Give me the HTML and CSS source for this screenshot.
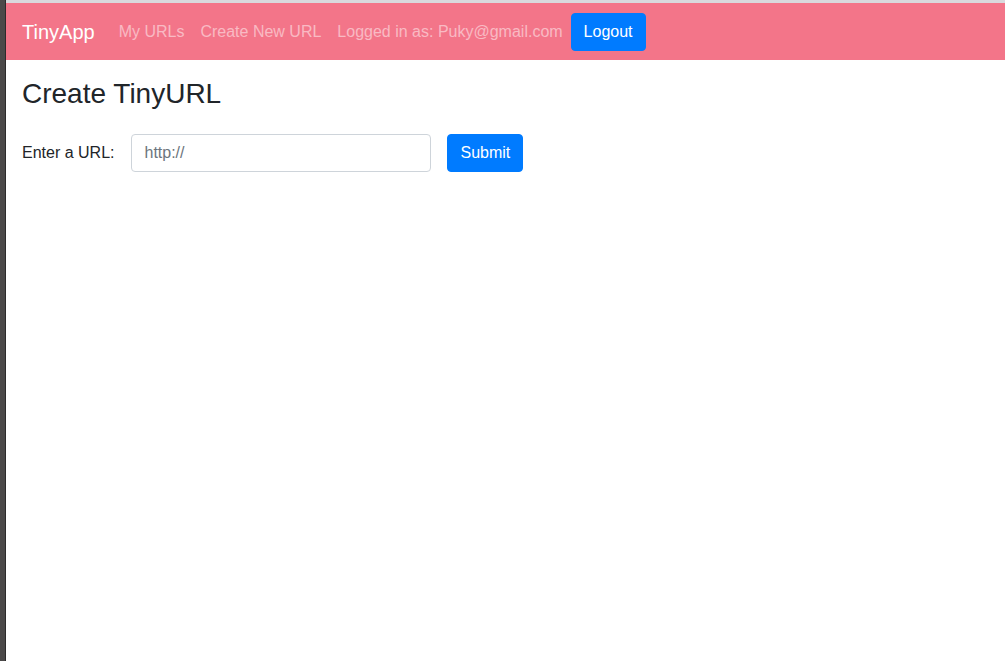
FILE: index.html
```html
<!DOCTYPE html>
<html lang="en">
<head>
    <meta charset="UTF-8">
    <meta name="viewport" content="width=device-width, initial-scale=1.0">
    <title>TinyApp</title>
    <link rel="stylesheet" href="styles.css">
</head>
<body>
    <div class="frame-edge"></div>
    <div class="page">
        <nav class="navbar">
            <a class="brand" href="/urls">TinyApp</a>
            <a class="nav-link" href="/urls">My URLs</a>
            <a class="nav-link" href="/urls/new">Create New URL</a>
            <span class="nav-link">Logged in as: Puky@gmail.com</span>
            <form class="logout-form" method="POST" action="/logout">
                <button type="submit" class="btn">Logout</button>
            </form>
        </nav>

        <main class="content">
            <h3 class="title">Create TinyURL</h3>
            <form class="url-form" action="/urls" method="POST">
                <label for="longURL">Enter a URL:</label>
                <input type="text" id="longURL" name="longURL" class="form-control" placeholder="http://">
                <button type="submit" class="btn">Submit</button>
            </form>
        </main>
    </div>
</body>
</html>
```

FILE: styles.css
```css
html, body {
    height: 100%;
}

body {
    margin: 0;
    display: flex;
    font-family: "Liberation Sans", Arial, sans-serif;
    font-size: 16px;
    line-height: 1.5;
    color: #212529;
    background-color: #fff;
}

.frame-edge {
    width: 5px;
    flex-shrink: 0;
    background-color: #4b4949;
    border-right: 1px solid #2c2b2b;
}

.page {
    flex: 1;
    border-top: 3px solid #d9d9dd;
}

/* top bar */
.navbar {
    display: flex;
    align-items: center;
    padding: 9px 16px 8px;
    background-color: #f37589;
}

.brand {
    color: #fff;
    font-size: 20px;
    line-height: 30px;
    padding: 5px 0;
    margin-right: 16px;
    text-decoration: none;
}

.nav-link {
    color: rgba(255, 255, 255, 0.5);
    padding: 8px;
    text-decoration: none;
}

.logout-form {
    margin: 0;
}

.btn {
    font-family: inherit;
    font-size: 16px;
    line-height: 24px;
    padding: 6px 12px;
    color: #fff;
    background-color: #007bff;
    border: 1px solid #007bff;
    border-radius: 4px;
    cursor: pointer;
}

/* page body */
.content {
    padding: 17px 16px 16px;
}

.title {
    margin: 0 0 8px;
    font-size: 28px;
    font-weight: 500;
    line-height: 1.2;
}

.url-form {
    display: flex;
    align-items: center;
    margin-top: 23px;
}

.url-form label {
    margin-right: 17px;
}

.form-control {
    width: 300px;
    height: 38px;
    box-sizing: border-box;
    padding: 6px 12px;
    margin-right: 16px;
    font-family: inherit;
    font-size: 16px;
    color: #495057;
    border: 1px solid #ced4da;
    border-radius: 4px;
}

.form-control::placeholder {
    color: #6c757d;
}
```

## Required work
Set the listing down in full and exactly. Pictures within it should not appear in the copy.

## Reply
Give me the HTML and CSS source for this screenshot.
FILE: index.html
```html
<!DOCTYPE html>
<html lang="en">
<head>
    <meta charset="UTF-8">
    <meta name="viewport" content="width=device-width, initial-scale=1.0">
    <title>TinyApp</title>
    <link rel="stylesheet" href="styles.css">
</head>
<body>
    <div class="frame-edge"></div>
    <div class="page">
        <nav class="navbar">
            <a class="brand" href="/urls">TinyApp</a>
            <a class="nav-link" href="/urls">My URLs</a>
            <a class="nav-link" href="/urls/new">Create New URL</a>
            <span class="nav-link">Logged in as: Puky@gmail.com</span>
            <form class="logout-form" method="POST" action="/logout">
                <button type="submit" class="btn">Logout</button>
            </form>
        </nav>

        <main class="content">
            <h3 class="title">Create TinyURL</h3>
            <form class="url-form" action="/urls" method="POST">
                <label for="longURL">Enter a URL:</label>
                <input type="text" id="longURL" name="longURL" class="form-control" placeholder="http://">
                <button type="submit" class="btn">Submit</button>
            </form>
        </main>
    </div>
</body>
</html>
```

FILE: styles.css
```css
html, body {
    height: 100%;
}

body {
    margin: 0;
    display: flex;
    font-family: "Liberation Sans", Arial, sans-serif;
    font-size: 16px;
    line-height: 1.5;
    color: #212529;
    background-color: #fff;
}

.frame-edge {
    width: 5px;
    flex-shrink: 0;
    background-color: #4b4949;
    border-right: 1px solid #2c2b2b;
}

.page {
    flex: 1;
    border-top: 3px solid #d9d9dd;
}

/* top bar */
.navbar {
    display: flex;
    align-items: center;
    padding: 9px 16px 8px;
    background-color: #f37589;
}

.brand {
    color: #fff;
    font-size: 20px;
    line-height: 30px;
    padding: 5px 0;
    margin-right: 16px;
    text-decoration: none;
}

.nav-link {
    color: rgba(255, 255, 255, 0.5);
    padding: 8px;
    text-decoration: none;
}

.logout-form {
    margin: 0;
}

.btn {
    font-family: inherit;
    font-size: 16px;
    line-height: 24px;
    padding: 6px 12px;
    color: #fff;
    background-color: #007bff;
    border: 1px solid #007bff;
    border-radius: 4px;
    cursor: pointer;
}

/* page body */
.content {
    padding: 17px 16px 16px;
}

.title {
    margin: 0 0 8px;
    font-size: 28px;
    font-weight: 500;
    line-height: 1.2;
}

.url-form {
    display: flex;
    align-items: center;
    margin-top: 23px;
}

.url-form label {
    margin-right: 17px;
}

.form-control {
    width: 300px;
    height: 38px;
    box-sizing: border-box;
    padding: 6px 12px;
    margin-right: 16px;
    font-family: inherit;
    font-size: 16px;
    color: #495057;
    border: 1px solid #ced4da;
    border-radius: 4px;
}

.form-control::placeholder {
    color: #6c757d;
}
```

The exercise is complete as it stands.